Starting to Explore Norway

Neptune toyed with us on our passage to Norway. He boxed our ears in the shallow waters of the Friesian islands , gave us a welcome kick north as we took the tail of the gale across the German Bight, and then teased us with a light NW that one minute allowed us to hold our course for Stavanger , and the next had us 30 degrees low. Finally he increased the wind to 20 + knots , and the thought of a third night at sea , trying to weather Jaerens Rrev and the rocks and islands in the approach to Stavanger made us bear off and seek an anchorage for the night. That’s when Neptune took pity on us. He helped us in to a picture perfect landlocked bay where we lay as steady as a church, then blessed us with sunshine and a light SW wind to complete our trip under kite the next day.

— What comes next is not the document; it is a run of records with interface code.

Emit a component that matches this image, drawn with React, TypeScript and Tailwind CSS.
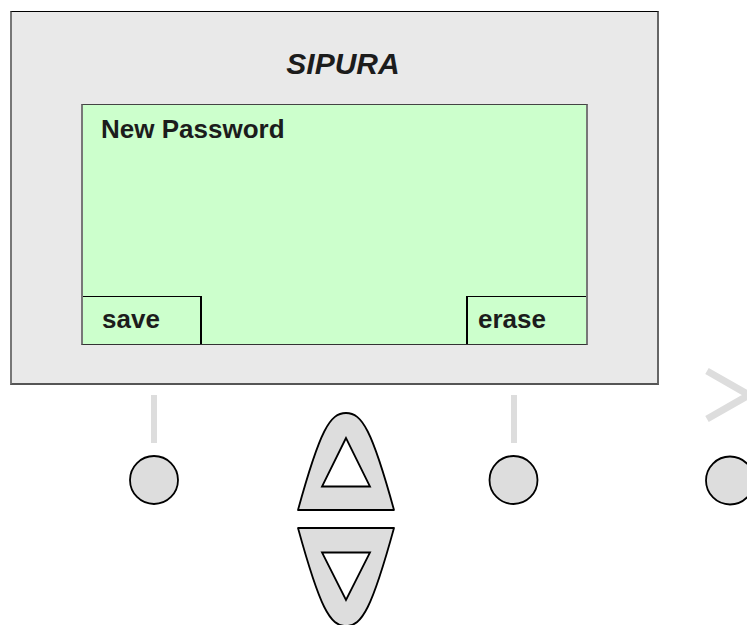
export default function App() {
  return (
    <div className="relative h-[625px] w-[747px] overflow-hidden bg-white font-['Liberation_Sans',Arial,sans-serif] text-[#1c1c1c]">
      {/* phone display panel */}
      <div className="ml-[10px] mt-[11px] flex h-[374px] w-[649px] flex-col border-t border-r-2 border-b-2 border-l-2 border-t-black border-r-[#666] border-b-[#555] border-l-[#777] bg-[#e9e9e9]">
        <div className="mt-[37px] h-[30px] pl-[17px] text-center text-[30px] font-bold italic leading-[30px]">
          SIPURA
        </div>
        <div className="ml-[69px] mt-[25px] flex h-[241px] w-[507px] flex-col border-t border-r-2 border-b border-l-2 border-t-[#444] border-r-[#777] border-b-[#333] border-l-[#777] bg-[#ccffcc]">
          <div className="mt-[11px] pl-[18px] text-[26px] font-bold leading-[26px]">New Password</div>
          <div className="flex-1" />
          <div className="flex items-end justify-between">
            <div className="h-[48px] w-[119px] border-t border-r-2 border-black pl-[19px] pt-[9px] text-[26px] font-bold leading-[26px]">
              save
            </div>
            <div className="h-[48px] w-[120px] border-t border-l-2 border-black pl-[10px] pt-[9px] text-[26px] font-bold leading-[26px]">
              erase
            </div>
          </div>
        </div>
      </div>

      {/* keypad drawing */}
      <svg width="747" height="265" viewBox="0 360 747 265" className="-mt-[25px] block">
        <rect x="151" y="395" width="6" height="48" fill="#dddddd" />
        <rect x="511" y="395" width="6" height="48" fill="#dddddd" />
        <polyline points="707,371 749,395 707,419" fill="none" stroke="#dddddd" strokeWidth="7" />

        <circle cx="154" cy="480" r="24" fill="#dddddd" stroke="#000" strokeWidth="1.8" />
        <circle cx="513.5" cy="480" r="24" fill="#dddddd" stroke="#000" strokeWidth="1.8" />
        <circle cx="730" cy="480.5" r="24" fill="#dddddd" stroke="#000" strokeWidth="1.8" />

        <path
          d="M298 510 C320 430 330 413 346 413 C362 413 372 430 394 510 Z"
          fill="#dddddd"
          stroke="#000"
          strokeWidth="1.8"
          strokeLinejoin="round"
        />
        <polygon points="346,438 322,486.5 370,486.5" fill="#fff" stroke="#000" strokeWidth="1.8" />

        <path
          d="M298 528 L394 528 C372 608 362 626 346 626 C330 626 320 608 298 528 Z"
          fill="#dddddd"
          stroke="#000"
          strokeWidth="1.8"
          strokeLinejoin="round"
        />
        <polygon points="322,552.5 370,552.5 346,600" fill="#fff" stroke="#000" strokeWidth="1.8" />
      </svg>
    </div>
  );
}
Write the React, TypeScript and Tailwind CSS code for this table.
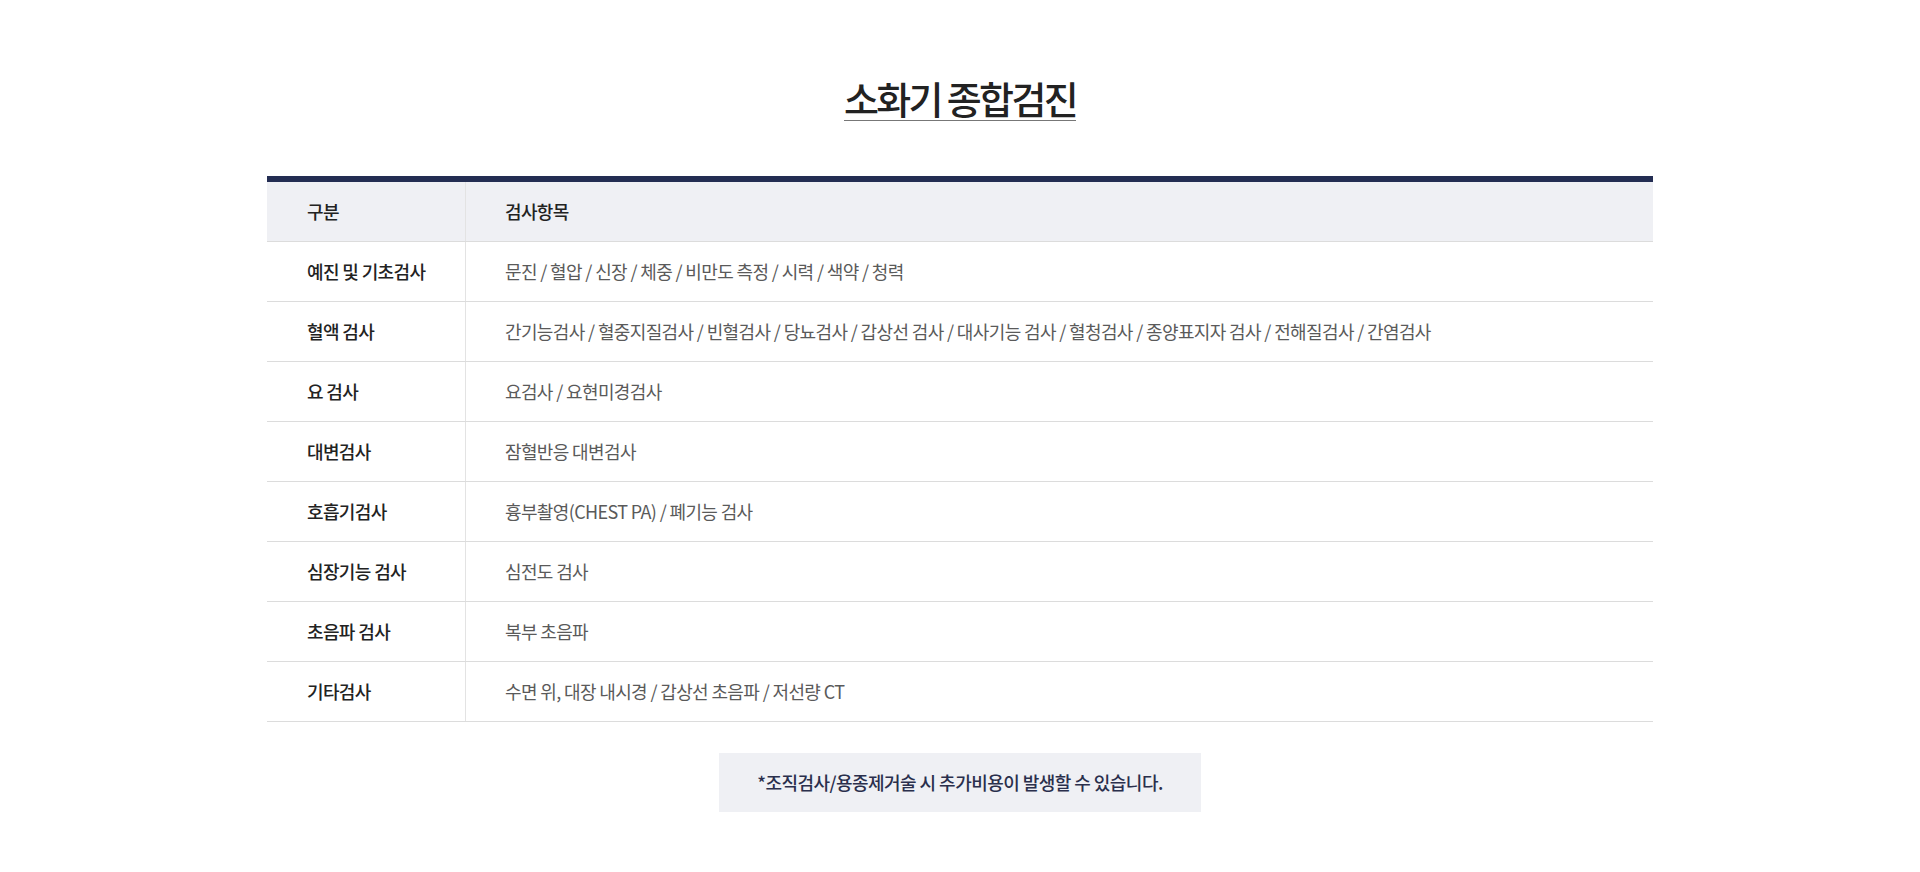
import React from 'react';

const rows: { label: string; items: string }[] = [
  { label: '예진 및 기초검사', items: '문진 / 혈압 / 신장 / 체중 / 비만도 측정 / 시력 / 색약 / 청력' },
  {
    label: '혈액 검사',
    items:
      '간기능검사 / 혈중지질검사 / 빈혈검사 / 당뇨검사 / 갑상선 검사 / 대사기능 검사 / 혈청검사 / 종양표지자 검사 / 전해질검사 / 간염검사',
  },
  { label: '요 검사', items: '요검사 / 요현미경검사' },
  { label: '대변검사', items: '잠혈반응 대변검사' },
  { label: '호흡기검사', items: '흉부촬영(CHEST PA) / 폐기능 검사' },
  { label: '심장기능 검사', items: '심전도 검사' },
  { label: '초음파 검사', items: '복부 초음파' },
  { label: '기타검사', items: '수면 위, 대장 내시경 / 갑상선 초음파 / 저선량 CT' },
];

const ExamRow: React.FC<{ label: string; items: string; head?: boolean }> = ({ label, items, head }) => (
  <div className={`flex h-[60px] border-b border-[#dcdcdc] ${head ? 'bg-[#eff0f4]' : 'bg-white'}`}>
    <div className="w-[199px] shrink-0 flex items-center pl-[40px] border-r border-[#e3e3e3] text-[18px] font-medium text-[#222] tracking-[-0.035em]">
      {label}
    </div>
    <div
      className={`flex-1 flex items-center pl-[39px] text-[18px] tracking-[-0.035em] ${
        head ? 'font-medium text-[#222]' : 'font-normal text-[#5a5a5a]'
      }`}
    >
      {items}
    </div>
  </div>
);

export default function App() {
  return (
    <div className="min-h-[872px] bg-white font-['Noto_Sans_CJK_KR','Noto_Sans',sans-serif]">
      <div className="flex flex-col items-center pt-[75px] pb-[60px]">
        <h2 className="text-[38px] leading-[46px] font-medium text-[#222] tracking-[-0.07em] underline decoration-[#777] decoration-1 underline-offset-[6px]">
          소화기 종합검진
        </h2>

        <div className="w-[1386px] mt-[55px] border-t-[6px] border-[#232d52]">
          <ExamRow label="구분" items="검사항목" head />
          {rows.map((r) => (
            <ExamRow key={r.label} label={r.label} items={r.items} />
          ))}
        </div>

        <div className="mt-[31px] w-[482px] h-[59px] bg-[#eff0f4] flex items-center justify-center text-[18px] font-medium text-[#2a2f4c] tracking-[-0.03em]">
          *조직검사/용종제거술 시 추가비용이 발생할 수 있습니다.
        </div>
      </div>
    </div>
  );
}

So here we are in Norway enjoying a few days of sunshine before the next low comes sweeping across. Our first proper night was spent in Stavanger’s old harbour , surrounded by picturesque merchants houses ( hooray) that have (groan) all been converted into very noisy bars . The next night could not have been more different . Just two miles from the centre of Stavanger is a small island called Lindoy, with a perfect little sheltered bay , a wooden pier with mooring places – and all for free. The island is run as an agricultural project , but is covered in walks and barbecue spots all laid on by the state for the benefit of the people. As it was midweek we had it nearly to ourselves.

Tonight is different again. We are some 15 miles north, having sailed in a brisk bright NW wind to a group of little islands that we fell in love with on our last visit. Alas, there is a bridge over our favourite anchorage, and the opening up of this particular island by the bridge seems to have changed it beyond measure. Every anchorage I chose had a “do not anchor sign” (although to be fair they may have been “do not anchor near this cable” notices) and we eventually came across a little collection of rather flimsy pontoons in the middle of nowhere – with no boats at all. We had heard it was a cheap place to get diesel, so gingerly approached the fuel dock – only to run aground with 20 feet to go. This may not seem too strange until you realise that 90 % of Norwegian coastline is deep enough for a freighter to come alongside, so to site a fuel dock in shallow water takes some ingenuity.

Eventually a genial old chap turned up on a quad bike and indicated an area of fendered rock which we should come alongside, assuring us it had 6 metres. Well not according to our depth gauge it didn’t , it read 0.2 under the keel ! Eventually we did find a deep enough bit, established that they could give us some diesel tomorrow – and we could stay overnight for the princely sum of £5. So here we are, in what was a priceless little sound, bridges sprouting everywhere and houses going up in front of our eyes – but it’s still very pretty and the natives are certainly friendly so we will gladly stay, even if it wasn’t the deserted anchorage we were looking for.

Our plans are vague. Its due to blow and rain from the South from tomorrow evening for 4 or so days, so we will probably use that to get further North. Everyone we meet gives us tips about where to go, and we have rapidly come to realise that you would need about 5 years to see it all! Everyone is agreed that the area around the Lofoten islands is the grandest, but that is 600 miles from here – and 600 back again! I think we will see how it goes, and if it is easy to get a long way North, we will do it, but it is far more likely that we will explore nearer at hand.

One thing is certain , if the scenery is anything like today’s , we are in for a treat.

One Comments

  1. Oops! Should have told you about the bridge that has ruined what was probably the best anchorage in Ryfylke!